Penerbangan sore, Lion JT 538 mengudara. Cuaca sangat buruk. Guncangan
dan hentakan berulangkali. Perasaan Laura makin tak enak. Awak kabin
memberi pengumuman agar para penumpang tetap menggunakan sabuk pengaman.
“Para penumpang yang terhormat, kita sedang terbang dalam cuaca kurang
baik….” disusul suara Captain. “Prepare for arrival”. Hitungan menit
pesawat akan segera mendarat di bandara Adi Sumarmo 18.14 WIB. Sungguh
langit Solo kelam.
Detik mengejar detik berikutnya. Dan peristiwa mengerikan itu terjadi.
Badan pesawat terhempas. Menimbulkan suara yang keras. Awak dan
penumpang histeris. Jeritan pilu, erangan, rintihan kesakitan beradu
dari segala arah. Tubuh Laura dihantam dan tertindih berbagai benda
keras. Bau anyir pekat mengumpul di hidungnya. Kepala Laura terasa
sangat berat.
Tubuh “Rusak” Berat
Tak lama kemudian dengan cepat orang bisa melihat peristiwa mengenaskan.
Karena ada penumpang seorang reporter dan kameraman televisi swasta,
korban selamat yang merekam peritiwa itu.

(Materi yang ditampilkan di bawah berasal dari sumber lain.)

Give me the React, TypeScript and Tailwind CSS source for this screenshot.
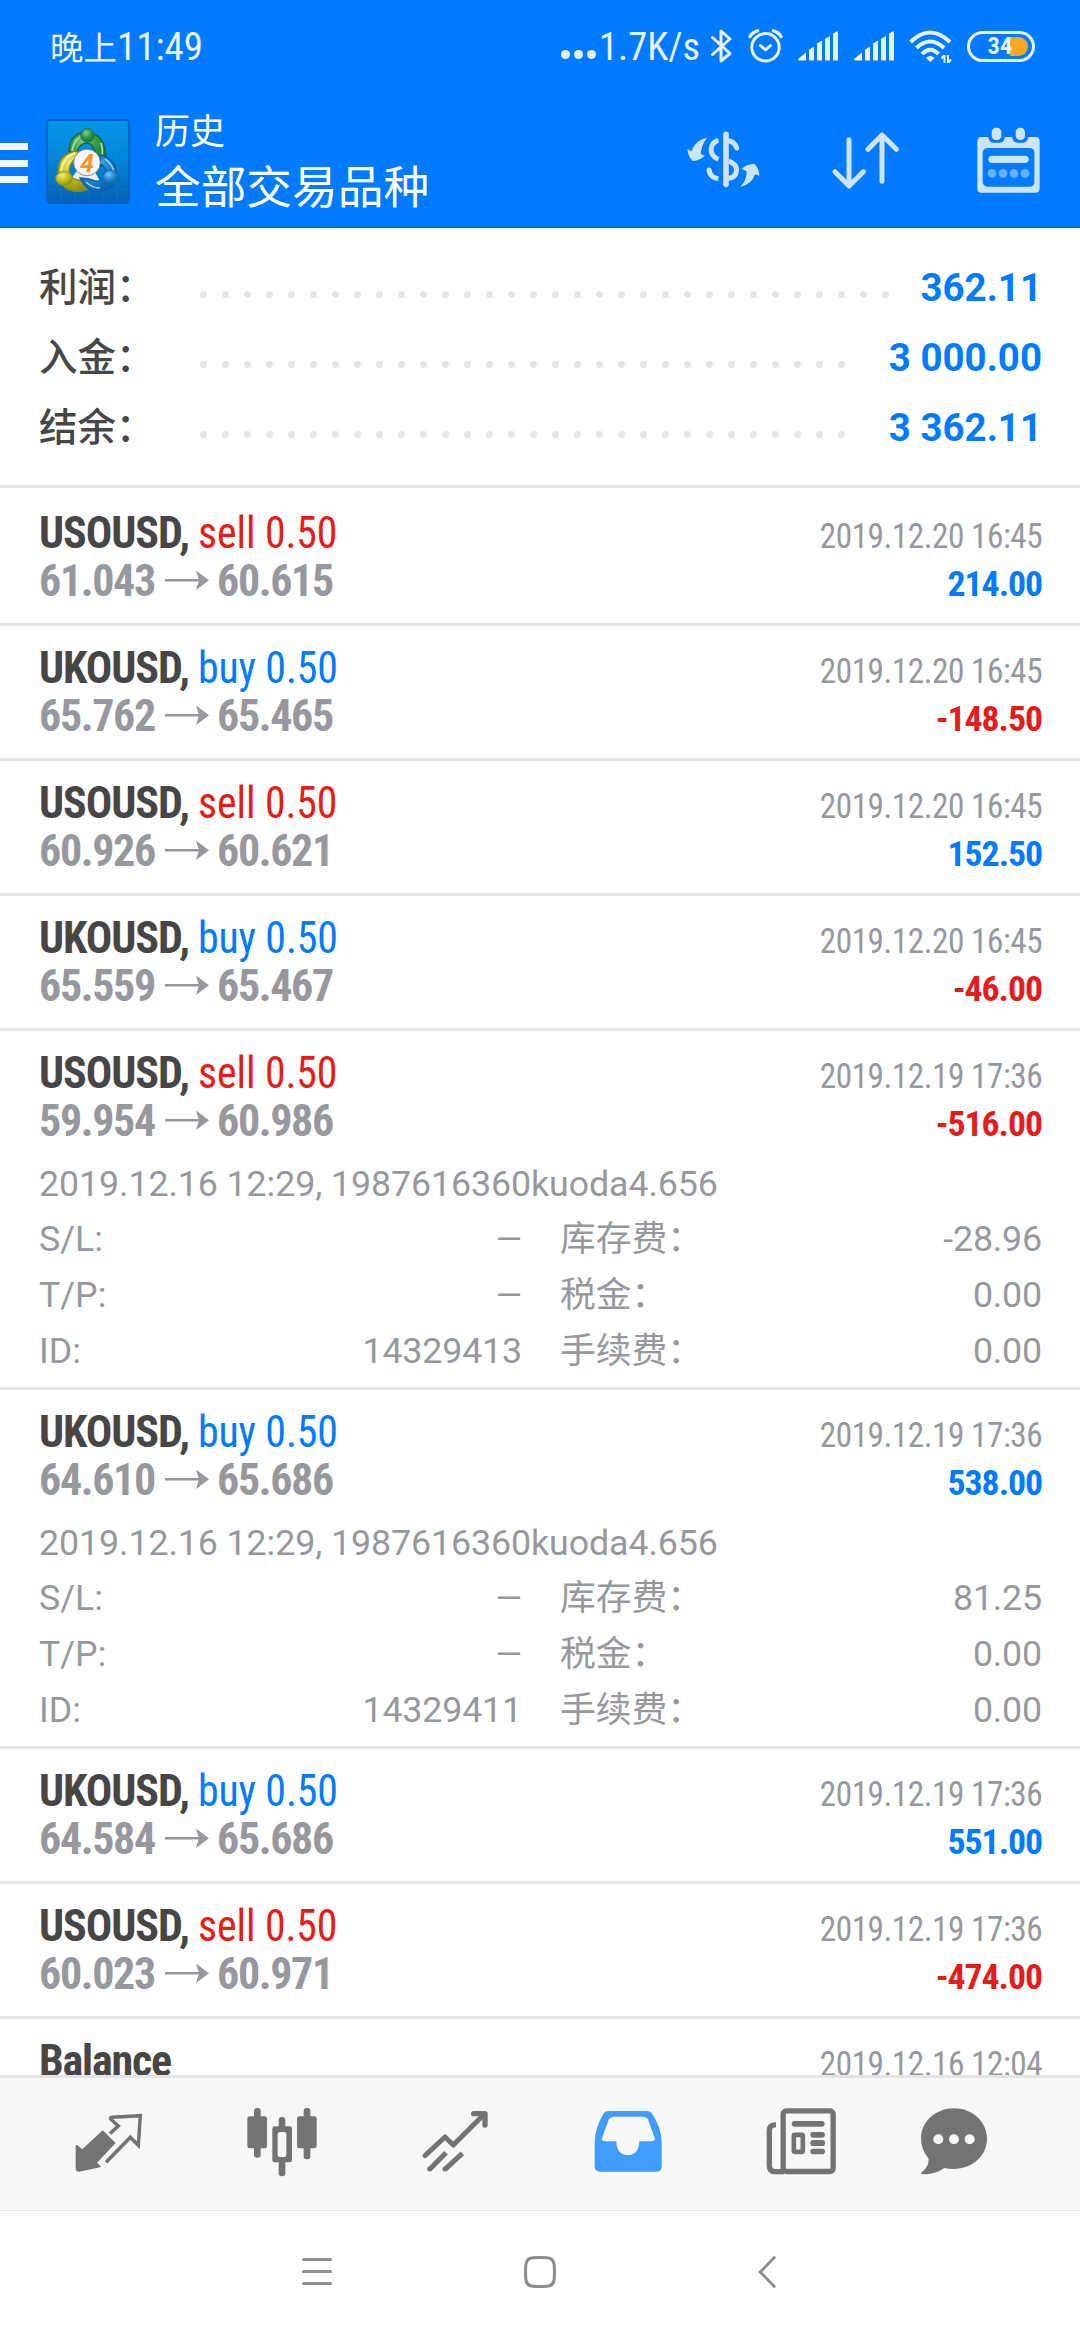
import type { ReactNode } from "react";

const summary = [
  { label: "利润：", value: "362.11", dots: 32 },
  { label: "入金：", value: "3 000.00", dots: 30 },
  { label: "结余：", value: "3 362.11", dots: 30 },
];

type Details = { opened: string; id: string; swap: string };
type Deal = {
  symbol: string;
  side: "sell" | "buy";
  from: string;
  to: string;
  time: string;
  profit: string;
  details?: Details;
};

const deals: Deal[] = [
  { symbol: "USOUSD", side: "sell", from: "61.043", to: "60.615", time: "2019.12.20 16:45", profit: "214.00" },
  { symbol: "UKOUSD", side: "buy", from: "65.762", to: "65.465", time: "2019.12.20 16:45", profit: "-148.50" },
  { symbol: "USOUSD", side: "sell", from: "60.926", to: "60.621", time: "2019.12.20 16:45", profit: "152.50" },
  { symbol: "UKOUSD", side: "buy", from: "65.559", to: "65.467", time: "2019.12.20 16:45", profit: "-46.00" },
  {
    symbol: "USOUSD", side: "sell", from: "59.954", to: "60.986", time: "2019.12.19 17:36", profit: "-516.00",
    details: { opened: "2019.12.16 12:29, 1987616360kuoda4.656", id: "14329413", swap: "-28.96" },
  },
  {
    symbol: "UKOUSD", side: "buy", from: "64.610", to: "65.686", time: "2019.12.19 17:36", profit: "538.00",
    details: { opened: "2019.12.16 12:29, 1987616360kuoda4.656", id: "14329411", swap: "81.25" },
  },
  { symbol: "UKOUSD", side: "buy", from: "64.584", to: "65.686", time: "2019.12.19 17:36", profit: "551.00" },
  { symbol: "USOUSD", side: "sell", from: "60.023", to: "60.971", time: "2019.12.19 17:36", profit: "-474.00" },
];

function SignalBars() {
  return (
    <svg className="h-[30px] w-[40px]" viewBox="0 0 40 30" fill="#e6f2ff">
      <path d="M0 29.5v-1.5l8-6.5v8z" />
      <path d="M11 18.5l5-2.7v13.7h-5z" />
      <path d="M19 12.5l5-3v20h-5z" />
      <path d="M27 8l5-3v24.500h-5z" />
      <path d="M35 2.500l5-2.500v29.500h-5z" />
    </svg>
  );
}

function StatusBar() {
  return (
    <div className="flex h-[92px] items-center pt-[2px] pr-[45px] pl-[50px] text-[#e6f2ff]">
      <div className="flex items-baseline whitespace-nowrap">
        <span className="font-['Noto_Sans_CJK_SC',sans-serif] text-[33.5px]">晚上</span>
        <span className="text-[39px] font-stretch-[86%]">11:49</span>
      </div>
      <div className="ml-auto flex items-center">
        <div className="mt-[15px] flex gap-1">
          <span className="size-[9px] rounded-full bg-[#e6f2ff]" />
          <span className="size-[9px] rounded-full bg-[#e6f2ff]" />
          <span className="size-[9px] rounded-full bg-[#e6f2ff]" />
        </div>
        <div className="ml-[3px] w-[105px] text-[38.5px] leading-[48px] font-stretch-[84%]">1.7K/s</div>
        <svg className="mt-[-3px] ml-[7px] h-[34px] w-[21px]" viewBox="0 0 21 34" fill="none" stroke="#e6f2ff" strokeWidth="3" strokeLinejoin="round" strokeLinecap="round">
          <path d="M1.500 8.500L19 24.500L10 32V2l9 8L1.500 25.500" />
        </svg>
        <svg className="mt-[-3px] ml-[16px] h-[34px] w-[35px]" viewBox="0 0 35 34" fill="none" stroke="#e6f2ff" strokeWidth="3" strokeLinecap="round" strokeLinejoin="round">
          <circle cx="17.500" cy="18.300" r="13.700" />
          <path d="M12.500 16.500l5 4.500 5-4.500" />
          <path d="M2 7.500Q4 3.500 9.500 1.800M33 7.500Q31 3.500 25.500 1.800" strokeWidth="3.400" />
        </svg>
        <div className="mt-[-3px] ml-[15px] flex gap-[16px]">
          <SignalBars />
          <SignalBars />
        </div>
        <svg className="ml-[15px] h-[34px] w-[43px]" viewBox="0 0 43 34" fill="none" stroke="#e6f2ff" strokeWidth="4">
          <path d="M1.500 12Q21 -7 41 12" />
          <path d="M7.500 18Q21 5 35 18" />
          <path d="M13 24Q21 15.500 29.500 24" />
          <path d="M17 28q4-4 8.500 0l-4.200 4z" fill="#e6f2ff" stroke="none" />
          <path d="M35.500 25v8M39 25v8M35 25.500l-2.500 3M39.500 32.500l2.500-3" strokeWidth="2" />
        </svg>
        <div className="mt-[-2px] ml-[15px] flex h-[31px] w-[68px] items-center rounded-full border-[3px] border-[#e6f2ff]">
          <span className="relative z-10 ml-[17.5px] text-[24.5px] leading-none font-bold font-stretch-[85%]">34</span>
          <span className="ml-[-2px] h-[19px] w-[18px] rounded-r-full bg-[#f7a823]" />
        </div>
      </div>
    </div>
  );
}

function AppLogo() {
  return (
    <svg className="h-[85px] w-[84px]" viewBox="0 0 84 85">
      <defs>
        <linearGradient id="tile" x1="0" y1="0" x2="0" y2="1">
          <stop offset="0" stopColor="#0596ea" />
          <stop offset="0.5" stopColor="#0383d6" />
          <stop offset="1" stopColor="#0560b4" />
        </linearGradient>
        <radialGradient id="leaf" cx="0.4" cy="0.3" r="0.7">
          <stop offset="0" stopColor="#8fd090" />
          <stop offset="0.5" stopColor="#2f9a48" />
          <stop offset="1" stopColor="#147436" />
        </radialGradient>
        <radialGradient id="sun" cx="0.4" cy="0.3" r="0.7">
          <stop offset="0" stopColor="#f0ec7a" />
          <stop offset="0.5" stopColor="#c9c222" />
          <stop offset="1" stopColor="#8f9016" />
        </radialGradient>
        <radialGradient id="sea" cx="0.4" cy="0.3" r="0.7">
          <stop offset="0" stopColor="#7cc6f2" />
          <stop offset="0.5" stopColor="#2289d0" />
          <stop offset="1" stopColor="#0a5ca8" />
        </radialGradient>
      </defs>
      <rect x="1" y="1" width="82" height="83" rx="3.500" fill="url(#tile)" stroke="#0562c4" strokeWidth="1.800" />
      <path d="M15 2v81M29 2v81M43 2v81M57 2v81M71 2v81M2 15h80M2 29h80M2 43h80M2 57h80M2 71h80" stroke="#36a6ec" strokeOpacity="0.2" fill="none" />
      <path d="M41 38L25 60l30 4z" fill="#e8f2ea" />
      <path d="M23 33Q23 14 41 13Q59 15 60 38Q59 47 52 48L49 32Q46 24 41 24Q34 24 31 33Z" fill="url(#leaf)" stroke="#166b35" strokeWidth="1.400" />
      <path d="M26 32Q28 19 38 16M55 24Q57 30 56 38" stroke="#a8dfa0" strokeWidth="1.800" fill="none" />
      <path d="M12 52Q13 35 30 32L37 36Q24 40 23 52Q24 60 32 61Q39 61 44 69Q36 74 27 72Q17 70 13 61Z" fill="url(#sun)" stroke="#84881a" strokeWidth="1.400" />
      <path d="M15 52Q17 38 29 34" stroke="#f6f3a4" strokeWidth="2" fill="none" />
      <path d="M55 36Q70 40 71 57Q69 71 52 73Q40 72 34 59Q42 59 49 62Q59 63 61 55Q61 49 54 44Z" fill="url(#sea)" stroke="#0b5fae" strokeWidth="1.400" />
      <path d="M59 40Q67 45 68 54M40 63Q46 69 54 69" stroke="#8ad0f6" strokeWidth="1.600" fill="none" />
      <circle cx="41.500" cy="16.500" r="6.800" fill="url(#leaf)" stroke="#1b7a3b" strokeWidth="1" />
      <ellipse cx="18" cy="59.500" rx="8.300" ry="7" fill="url(#sun)" stroke="#8f9220" strokeWidth="0.800" />
      <ellipse cx="64.500" cy="58.500" rx="8" ry="7.200" fill="url(#sea)" stroke="#0b66b8" strokeWidth="0.800" />
      <circle cx="41" cy="43.500" r="13.300" fill="#f6f4f8" stroke="#6b7f7a" strokeWidth="0.800" />
      <text x="41" y="52.500" textAnchor="middle" fontFamily="Roboto, sans-serif" fontStyle="italic" fontWeight="700" fontSize="25" fill="#f79226">4</text>
    </svg>
  );
}

function TitleBar() {
  return (
    <div className="flex h-[136px] items-center border-b-2 border-[#006fe6] pt-[2px] pr-[40px]">
      <div className="mt-[6px] flex flex-col gap-[9.5px]">
        <span className="h-[7px] w-[27.5px] bg-[#f0f7ff]" />
        <span className="h-[7px] w-[27.5px] bg-[#f0f7ff]" />
        <span className="h-[7px] w-[27.5px] bg-[#f0f7ff]" />
      </div>
      <div className="mt-[2px] ml-[18.5px]">
        <AppLogo />
      </div>
      <div className="ml-[25px] font-['Noto_Sans_CJK_SC',sans-serif] text-white">
        <div className="text-[35px] leading-[42px]">历史</div>
        <div className="mt-[7px] text-[45.7px] leading-[55px]">全部交易品种</div>
      </div>
      <div className="ml-auto flex items-center">
        <svg className="h-[70px] w-[73px]" viewBox="17 18 219 210" fill="none" stroke="#cce4ff" strokeWidth="15">
          <path d="M134 46v150" strokeWidth="17" strokeLinecap="round" />
          <path d="M111 64Q90 70 89 92Q90 112 111 121" />
          <path d="M83 153Q86 176 111 179" />
          <path d="M83 153v0.100" strokeLinecap="round" />
          <path d="M142 65Q160 68 166 87" strokeLinecap="round" />
          <path d="M142 126Q166 136 166 153Q164 176 142 178" />
          <path d="M77 57Q54 60 40 78Q32 88 31 97L18 90Q19 110 34 126Q52 126 71 110L58 105Q60 78 77 57z" fill="#cce4ff" stroke="none" />
          <path d="M177 204Q196 184 196 157L181 150Q196 134 220 135Q234 150 234 171L221 166Q212 196 177 204z" fill="#cce4ff" stroke="none" />
        </svg>
        <svg className="ml-[72.500px] h-[70px] w-[68px]" viewBox="454 18 204 210" fill="none" stroke="#cce4ff" strokeWidth="15" strokeLinecap="round" strokeLinejoin="round">
          <path d="M505 62v138M463 158l42 43 43-43M604 187V49M562 91l42-43 43 43" />
        </svg>
        <svg className="ml-[77px] h-[70px] w-[63px]" viewBox="890 18 189 210">
          <path fillRule="evenodd" fill="#cce4ff" d="M902 54H924Q926 70 938 71H960Q972 68 974 54H995Q998 70 1010 71H1030Q1042 68 1044 54H1067Q1078 55 1078 66V209Q1077 221 1066 221H903Q891 220 891 209V66Q892 55 902 54ZM922 87Q908 88 907 101V188Q908 201 921 203H1049Q1062 202 1062 189V100Q1061 88 1048 87Z" />
          <rect x="934" y="26" width="29" height="37" rx="13" fill="#cce4ff" />
          <rect x="1006" y="26" width="28" height="37" rx="13" fill="#cce4ff" />
          <rect x="924" y="110" width="121" height="22" rx="11" fill="#cce4ff" />
          <g fill="#66b0ff">
            <circle cx="935" cy="163" r="13" />
            <circle cx="968" cy="163" r="13" />
            <circle cx="1001" cy="163" r="13" />
            <circle cx="1034" cy="163" r="13" />
          </g>
        </svg>
      </div>
    </div>
  );
}

function Summary() {
  return (
    <div className="h-[260px] border-b-[3px] border-[#e4e4e4] pt-[24.5px] pr-[38px] pl-[39px]">
      {summary.map((row) => (
        <div key={row.label} className="flex h-[70px] text-[38.5px] leading-[70px]">
          <div className="w-[161px] font-medium text-[#464646]">{row.label}</div>
          <div className="mt-[38.500px] flex gap-[15px]">
            {Array.from({ length: row.dots }, (_, i) => (
              <span key={i} className="size-[7px] rounded-full bg-[#e5e5e5]" />
            ))}
          </div>
          <div className="ml-auto font-bold text-[#007aff]">{row.value}</div>
        </div>
      ))}
    </div>
  );
}

function DetailCell({ label, value }: { label: string; value?: string }) {
  return (
    <div className="flex justify-between">
      <span>{label}</span>
      {value ? (
        <span className="tracking-[-0.15px]">{value}</span>
      ) : (
        <span className="origin-right scale-x-[0.94]">—</span>
      )}
    </div>
  );
}

function DealTime({ children }: { children: ReactNode }) {
  return (
    <div className="origin-right scale-x-[0.93] text-[35.75px] tracking-[-0.5px] text-[#97989d]">{children}</div>
  );
}

function DealRow({ deal }: { deal: Deal }) {
  const tone = deal.side === "sell" ? "text-[#e51c1c]" : "text-[#007aff]";
  const profitTone = deal.profit.startsWith("-") ? "text-[#e51c1c]" : "text-[#007aff]";
  return (
    <div
      className={
        deal.details
          ? "h-[359px] border-b-[3px] border-[#e4e4e4] pt-[18px] pr-[38px] pl-[39px]"
          : "h-[135px] border-b-[3px] border-[#e4e4e4] pt-[18px] pr-[38px] pl-[39px]"
      }
    >
      <div className="flex h-[48px] items-baseline justify-between leading-[48px] font-stretch-condensed">
        <div className="flex items-baseline text-[44px]">
          <span className="font-bold tracking-[-1.05px] text-[#464646]">{deal.symbol},</span>
          <span className={`ml-[9.5px] origin-left scale-x-[0.95] tracking-[-0.12px] ${tone}`}>{deal.side} 0.50</span>
        </div>
        <DealTime>{deal.time}</DealTime>
      </div>
      <div className="flex h-[48px] items-baseline justify-between leading-[48px] font-bold font-stretch-condensed">
        <div className="flex items-baseline text-[44px] tracking-[-1.35px] text-[#97989d]">
          <span className="w-[117px]">{deal.from}</span>
          <svg className="mr-[8px] ml-[9px] h-[26px] w-[44px]" viewBox="0 0 44 26">
            <path d="M0 9h36v2.600H0z" fill="#97989d" />
            <path d="M31 0.500L44 10.300L31 20l3-9.700z" fill="#97989d" />
          </svg>
          <span>{deal.to}</span>
        </div>
        <div className={`text-[35.75px] tracking-[-1.05px] ${profitTone}`}>{deal.profit}</div>
      </div>
      {deal.details && (
        <div className="mt-[11.5px] mr-[-1px] text-[35.75px] leading-[55.700px] text-[#97989d]">
          <div className="tracking-[-0.08px]">{deal.details.opened}</div>
          <div className="grid grid-cols-[483px_482px] gap-x-[38px]">
            <DetailCell label="S/L:" />
            <DetailCell label="库存费：" value={deal.details.swap} />
            <DetailCell label="T/P:" />
            <DetailCell label="税金：" value="0.00" />
            <DetailCell label="ID:" value={deal.details.id} />
            <DetailCell label="手续费：" value="0.00" />
          </div>
        </div>
      )}
    </div>
  );
}

function Tab({ last, children }: { last?: boolean; children: ReactNode }) {
  return <div className={last ? "flex w-[133px] justify-center" : "flex w-[173px] justify-center"}>{children}</div>;
}

function TabBar() {
  return (
    <div className="flex h-[136px] items-center border-t-[3px] border-b border-[#e4e4e4] bg-[#f7f7f7] pb-[5px] pl-[22px]">
      <Tab>
        <svg className="size-[70px]" viewBox="41 35 210 210">
          <path d="M127 105L166 143L110 202L123 215L56 229Q47 229 46 220V150Q50 147 53 151L66 162Z" fill="#737373" />
          <path d="M153 111L174 92L151 71Q149 67 155 66L240 61L234 150L210 126L141 197" fill="none" stroke="#737373" strokeWidth="10.500" strokeLinecap="square" />
        </svg>
      </Tab>
      <Tab>
        <svg className="size-[70px]" viewBox="558 35 210 210">
          <g fill="#737373">
            <rect x="579" y="38" width="20" height="149" rx="9" />
            <rect x="559" y="63" width="59" height="96" rx="7" />
            <rect x="728" y="38" width="20" height="154" rx="9" />
            <rect x="708" y="63" width="59" height="96" rx="7" />
            <rect x="653" y="65" width="20" height="178" rx="9" />
            <rect x="634" y="93" width="59" height="108" rx="7" />
          </g>
          <rect x="650" y="110" width="26" height="75" rx="7" fill="#f7f7f7" />
        </svg>
      </Tab>
      <Tab>
        <svg className="size-[70px]" viewBox="1077 35 210 210" fill="none" stroke="#737373" strokeWidth="15" strokeLinejoin="round">
          <path d="M1092 181L1152 125L1177 149L1268 58" strokeLinecap="round" />
          <path d="M1238 55h34v34" strokeLinecap="round" strokeWidth="16" />
          <path d="M1106 222L1155 172M1152 222L1204 174" />
          <path d="M1106 221v0.100M1152 221v0.100" strokeLinecap="round" />
        </svg>
      </Tab>
      <Tab>
        <svg className="size-[70px]" viewBox="37 35 210 210">
          <path fillRule="evenodd" fill="#409cff" d="M84 47H199Q208 47 213 54Q242 95 243 140V215Q242 228 229 229H57Q43 228 42 215V140Q44 95 69 54Q75 47 84 47ZM99 64Q89 64 85 72L64 128Q62 137 71 138H107Q108 179 142 180Q175 178 176 138H214Q224 137 222 129L202 72Q197 64 188 64Z" />
        </svg>
      </Tab>
      <Tab>
        <svg className="size-[70px]" viewBox="558 35 210 210">
          <g fill="none" stroke="#737373" strokeWidth="16">
            <rect x="609.500" y="46.500" width="150" height="182" rx="10" />
            <path d="M588 88Q568 89 568 105V212Q569 229 586 229H612" />
            <rect x="641.500" y="118.500" width="27" height="51" rx="3" strokeWidth="14" />
          </g>
          <g fill="#737373">
            <rect x="635" y="77" width="99" height="17" rx="8.500" />
            <rect x="691" y="110" width="44" height="17" rx="8.500" />
            <rect x="691" y="134" width="44" height="18" rx="8.500" />
            <rect x="691" y="160" width="44" height="17" rx="8.500" />
          </g>
        </svg>
      </Tab>
      <Tab last>
        <svg className="size-[70px]" viewBox="1014 35 210 210">
          <path d="M1119 39C1175 39 1218 80 1218 130S1175 220 1119 221Q1103 221 1090 218Q1062 238 1024 237Q1018 234 1023 230Q1044 214 1043 190Q1020 162 1020 130C1020 80 1063 39 1119 39Z" fill="#737373" />
          <g fill="#f7f7f7">
            <circle cx="1072" cy="132" r="15" />
            <circle cx="1119" cy="132" r="15" />
            <circle cx="1166" cy="132" r="15" />
          </g>
        </svg>
      </Tab>
    </div>
  );
}

function NavBar() {
  return (
    <div className="flex h-[129px] items-center bg-white pb-[8px]">
      <div className="ml-[302px] flex w-[30px] flex-col gap-[9px]">
        <span className="h-[3px] rounded-full bg-[#8f8f8f]" />
        <span className="h-[3px] rounded-full bg-[#8f8f8f]" />
        <span className="h-[3px] rounded-full bg-[#8f8f8f]" />
      </div>
      <svg className="ml-[192px] h-[32px] w-[32px]" viewBox="0 0 32 32" fill="none" stroke="#8c8c8c" strokeWidth="3">
        <path d="M9 1.700Q16 1.300 23 1.700Q29.500 2 30.200 9Q30.700 16 30.200 23Q29.500 30 23 30.300Q16 30.700 9 30.300Q2.500 30 1.800 23Q1.300 16 1.800 9Q2.500 2 9 1.700Z" />
      </svg>
      <svg className="ml-[202px] h-[32px] w-[18px]" viewBox="0 0 18 32" fill="none" stroke="#8c8c8c" strokeWidth="2.800" strokeLinecap="round">
        <path d="M16.300 1.500L2.200 16L16.300 30.500" />
      </svg>
    </div>
  );
}

export default function App() {
  return (
    <div className="flex h-[2340px] w-[1080px] flex-col overflow-hidden bg-white font-[Roboto,'Noto_Sans_CJK_SC',sans-serif]">
      <header className="h-[228px] shrink-0 bg-[#007aff]">
        <StatusBar />
        <TitleBar />
      </header>
      <main className="h-[1847px] shrink-0 overflow-hidden">
        <Summary />
        <div className="pt-[3px]">
          {deals.map((deal, i) => (
            <DealRow key={i} deal={deal} />
          ))}
          <div className="flex items-baseline justify-between pt-[18px] pr-[38px] pl-[39px] leading-[48px] font-stretch-condensed">
            <span className="text-[44px] font-bold tracking-[-1.2px] text-[#464646]">Balance</span>
            <DealTime>2019.12.16 12:04</DealTime>
          </div>
        </div>
      </main>
      <TabBar />
      <NavBar />
    </div>
  );
}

Menurut investigasi Komite Nasional Keselamatan Transportasi pesawat
mengalami hydroplaning. Hilangnya efektivitas pengereman saat mendarat.
Akibat¬nya pesawat melaju hingga menabrak landasan pacu. Sebagian badan
pesawat nyungsep di kuburan yang tak jauh dari bandara. Korban tewas 34
orang!
“Ini ada kenang-kenangannya,” ungkap Laura yang kini mengelola usaha
restoran Cobek Babe di daerah Kelapa Gading ini. Laura menunjukkan pipi
sebelah kanan bekas jahitan dan kaki yang bergumpal-gumpal bekas 17 kali
operasi. Daging paha Laura dicangkokkan ke betis kanan yang hilang.
Pinggangnya patah. Daging pipi kanan tercabik dan tulangnya remuk. Dalam
peristiwa itu Laura banyak kehilangan teman kerjanya, termasuk Dessy.
Mengalami Pemulihan
Laura sangat bersyukur masih diberi hidup. Pastilah ada rencana Tuhan
baginya. Kesempatan kehidupan yang tak boleh sedikit pun ia sia-siakan.
Beberapa media cetak dan elektronik menulis dan menayangkan
kesaksiannya. Ia juga menulis kisahnya dalam buku Unbroken Wings.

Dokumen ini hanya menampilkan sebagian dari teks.